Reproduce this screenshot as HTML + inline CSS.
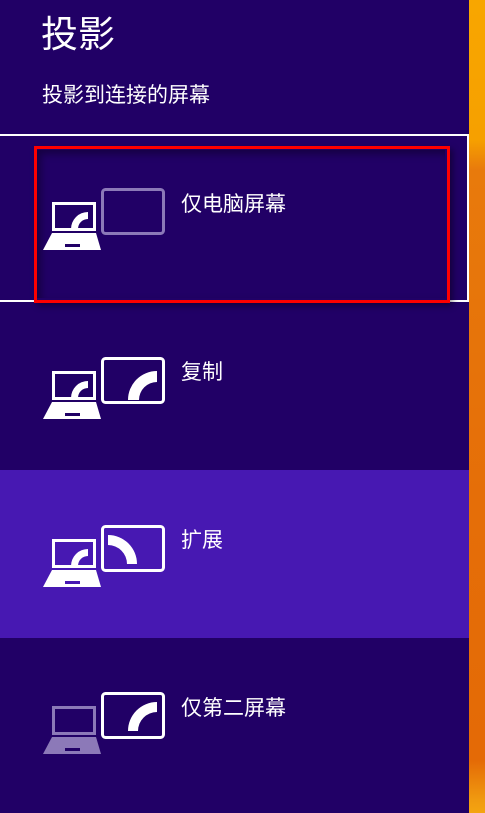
<!DOCTYPE html>
<html><head><meta charset="utf-8"><style>
body{margin:0;width:485px;height:813px;overflow:hidden;background:#210066;font-family:"Liberation Sans","Noto Sans CJK SC",sans-serif;position:relative}
.strip{position:absolute;left:469px;top:0;width:16px;height:813px;background:linear-gradient(180deg,#f8a600 0,#f6a000 140px,#e87a0c 170px,#e56e08 500px,#e46a06 760px,#f09a10 800px,#f4a410 813px)}
.t{position:absolute;color:#fff;white-space:nowrap}
.item{position:absolute;left:0;width:469px;height:168px}
svg{position:absolute;left:40px}
</style></head><body>
<div class="strip"></div>
<div class="t" style="left:41px;top:4px;font-size:37px">投影</div>
<div class="t" style="left:42px;top:79px;font-size:21px">投影到连接的屏幕</div>

<div class="item" style="top:470px;background:#4718b2"></div>

<div style="position:absolute;left:-2px;top:134px;width:467px;height:164px;border:2px solid #fff"></div>
<div style="position:absolute;left:37px;top:150px;width:408px;height:148px;box-shadow:inset 4px 4px 8px rgba(0,0,0,.35)"></div>
<div style="position:absolute;left:34px;top:146px;width:410px;height:151px;border:3px solid #f00;box-shadow:3px 3px 6px rgba(0,0,0,.4)"></div>

<!-- item 1 -->
<svg style="top:186px" width="130" height="70">
<rect x="62.5" y="3.5" width="61" height="44" rx="3" fill="none" stroke="#8c79b8" stroke-width="3"/>
<rect x="13.5" y="17.5" width="41" height="26" fill="none" stroke="#fff" stroke-width="3"/>
<path d="M31 43A17 17 0 0 1 48 26L48 33A10 10 0 0 0 38 43Z" fill="#fff"/>
<path d="M12 47H56L61 64H3Z" fill="#fff"/><rect x="25" y="58" width="15" height="3" fill="#210066"/>
</svg>
<div class="t" style="left:181px;top:188px;font-size:21px">仅电脑屏幕</div>

<!-- item 2 -->
<svg style="top:355px" width="130" height="70">
<rect x="62.5" y="3.5" width="61" height="44" rx="3" fill="none" stroke="#fff" stroke-width="3"/>
<path d="M88 45A29 29 0 0 1 117 16L117 27A18 18 0 0 0 99 45Z" fill="#fff"/>
<rect x="13.5" y="17.5" width="41" height="26" fill="none" stroke="#fff" stroke-width="3"/>
<path d="M31 43A17 17 0 0 1 48 26L48 33A10 10 0 0 0 38 43Z" fill="#fff"/>
<path d="M12 47H56L61 64H3Z" fill="#fff"/><rect x="25" y="58" width="15" height="3" fill="#210066"/>
</svg>
<div class="t" style="left:181px;top:356px;font-size:21px">复制</div>

<!-- item 3 -->
<svg style="top:523px" width="130" height="70">
<rect x="62.5" y="3.5" width="61" height="44" rx="3" fill="none" stroke="#fff" stroke-width="3"/>
<path d="M68 12A29 29 0 0 1 97 41L87 41A19 19 0 0 0 68 22Z" fill="#fff"/>
<rect x="13.5" y="17.5" width="41" height="26" fill="none" stroke="#fff" stroke-width="3"/>
<path d="M31 43A17 17 0 0 1 48 26L48 33A10 10 0 0 0 38 43Z" fill="#fff"/>
<path d="M12 47H56L61 64H3Z" fill="#fff"/><rect x="25" y="58" width="15" height="3" fill="#4718b2"/>
</svg>
<div class="t" style="left:181px;top:524px;font-size:21px">扩展</div>

<!-- item 4 -->
<svg style="top:690px" width="130" height="70">
<rect x="62.5" y="3.5" width="61" height="44" rx="3" fill="none" stroke="#fff" stroke-width="3"/>
<path d="M88 41A29 29 0 0 1 117 12L117 22A19 19 0 0 0 98 41Z" fill="#fff"/>
<rect x="13.5" y="17.5" width="41" height="26" fill="none" stroke="#8c79b8" stroke-width="3"/>
<path d="M12 47H56L61 64H3Z" fill="#8c79b8"/><rect x="25" y="58" width="15" height="3" fill="#210066"/>
</svg>
<div class="t" style="left:181px;top:692px;font-size:21px">仅第二屏幕</div>
</body></html>
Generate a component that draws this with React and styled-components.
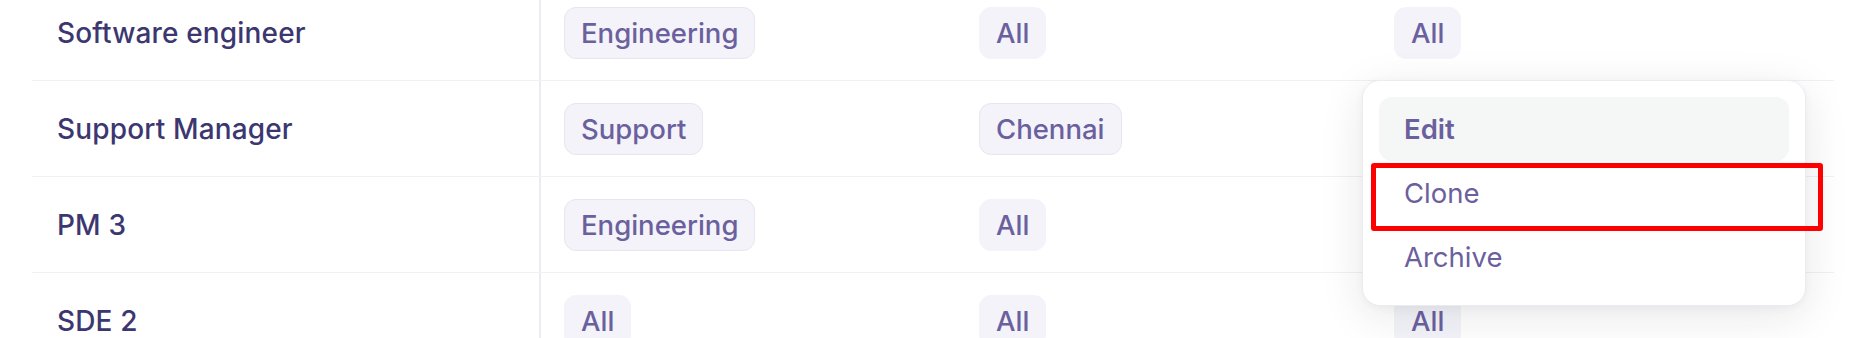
━━━━━━━━━━━━━━━━━━━━━━━━━━━━━━
Goal: Scan the entries above for the word "this" and collect each line holding it.

Response:
Reproduce this screenshot as HTML + inline CSS.
Generate a component that draws this with React and styled-components.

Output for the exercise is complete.